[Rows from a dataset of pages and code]

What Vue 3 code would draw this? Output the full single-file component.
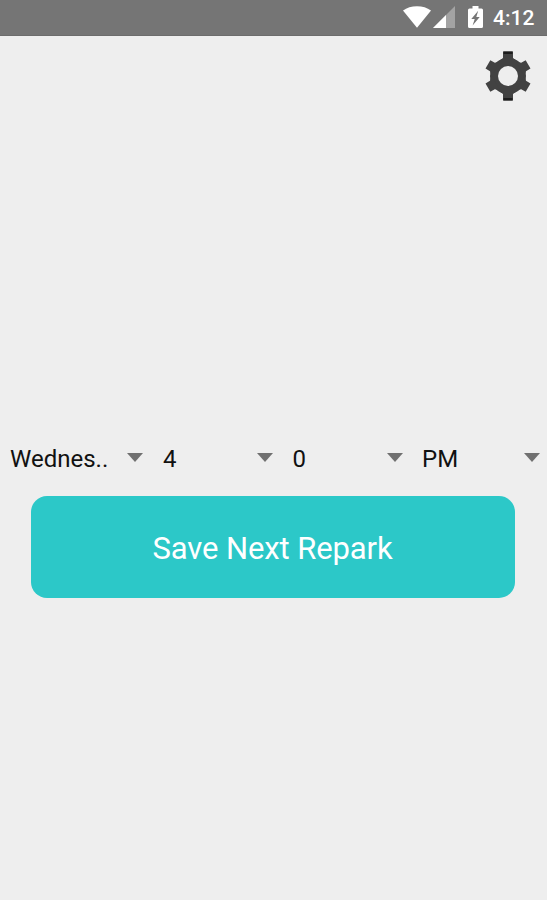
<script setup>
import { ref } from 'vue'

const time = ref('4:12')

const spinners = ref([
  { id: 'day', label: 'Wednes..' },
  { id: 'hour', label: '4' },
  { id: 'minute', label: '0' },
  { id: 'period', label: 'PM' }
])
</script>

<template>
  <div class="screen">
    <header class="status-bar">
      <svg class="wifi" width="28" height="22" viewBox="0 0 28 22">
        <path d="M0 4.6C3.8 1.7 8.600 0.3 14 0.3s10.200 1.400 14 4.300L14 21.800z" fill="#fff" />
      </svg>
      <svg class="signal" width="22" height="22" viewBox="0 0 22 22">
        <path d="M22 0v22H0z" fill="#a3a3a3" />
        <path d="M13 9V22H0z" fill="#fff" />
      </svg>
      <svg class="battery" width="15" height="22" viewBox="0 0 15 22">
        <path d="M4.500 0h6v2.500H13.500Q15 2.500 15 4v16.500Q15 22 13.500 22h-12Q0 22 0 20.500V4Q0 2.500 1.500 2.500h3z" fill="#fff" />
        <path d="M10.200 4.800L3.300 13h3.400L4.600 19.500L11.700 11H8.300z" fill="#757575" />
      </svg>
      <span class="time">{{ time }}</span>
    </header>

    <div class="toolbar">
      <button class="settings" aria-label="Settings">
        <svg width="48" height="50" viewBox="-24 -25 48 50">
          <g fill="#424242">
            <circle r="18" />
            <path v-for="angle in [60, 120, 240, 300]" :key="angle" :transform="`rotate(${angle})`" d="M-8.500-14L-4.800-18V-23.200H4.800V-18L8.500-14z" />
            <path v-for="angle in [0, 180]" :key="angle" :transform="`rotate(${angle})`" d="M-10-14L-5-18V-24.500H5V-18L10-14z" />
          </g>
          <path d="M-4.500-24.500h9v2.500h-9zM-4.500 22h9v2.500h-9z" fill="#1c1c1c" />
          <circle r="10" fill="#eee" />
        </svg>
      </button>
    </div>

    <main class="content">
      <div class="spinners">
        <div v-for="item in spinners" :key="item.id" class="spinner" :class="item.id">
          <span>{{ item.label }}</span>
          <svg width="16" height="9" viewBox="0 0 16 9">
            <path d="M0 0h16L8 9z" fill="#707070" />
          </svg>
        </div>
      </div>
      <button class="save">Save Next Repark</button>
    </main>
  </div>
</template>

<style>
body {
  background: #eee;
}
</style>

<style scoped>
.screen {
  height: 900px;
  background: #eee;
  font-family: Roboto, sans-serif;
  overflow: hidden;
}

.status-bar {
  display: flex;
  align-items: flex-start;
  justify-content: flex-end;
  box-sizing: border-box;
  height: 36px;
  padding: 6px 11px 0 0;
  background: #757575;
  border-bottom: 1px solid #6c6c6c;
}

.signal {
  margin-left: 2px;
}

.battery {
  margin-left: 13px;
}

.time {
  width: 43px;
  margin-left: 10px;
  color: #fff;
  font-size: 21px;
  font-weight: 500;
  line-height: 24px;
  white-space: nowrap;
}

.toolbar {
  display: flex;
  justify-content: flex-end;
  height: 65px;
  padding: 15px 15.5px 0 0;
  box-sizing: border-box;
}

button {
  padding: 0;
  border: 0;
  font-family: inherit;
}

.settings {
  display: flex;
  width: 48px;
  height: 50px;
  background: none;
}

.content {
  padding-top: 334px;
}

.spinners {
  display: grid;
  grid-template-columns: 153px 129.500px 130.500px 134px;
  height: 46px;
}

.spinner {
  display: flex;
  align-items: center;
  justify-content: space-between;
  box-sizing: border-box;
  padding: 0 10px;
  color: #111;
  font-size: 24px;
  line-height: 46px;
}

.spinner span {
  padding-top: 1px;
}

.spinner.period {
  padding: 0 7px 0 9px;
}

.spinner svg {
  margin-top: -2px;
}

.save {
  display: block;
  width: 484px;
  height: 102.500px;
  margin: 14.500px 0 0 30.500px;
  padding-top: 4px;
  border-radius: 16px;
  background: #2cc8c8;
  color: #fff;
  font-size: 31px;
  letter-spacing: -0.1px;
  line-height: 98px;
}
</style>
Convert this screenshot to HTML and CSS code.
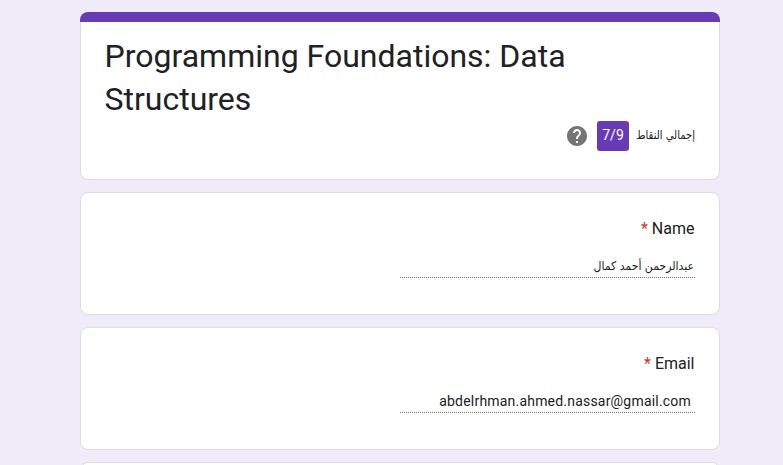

WHAT THE TASK REQUIRES:
Your answer should be only a number: how many lines of the data above contain the string "this"?

ANSWER IN FULL:
2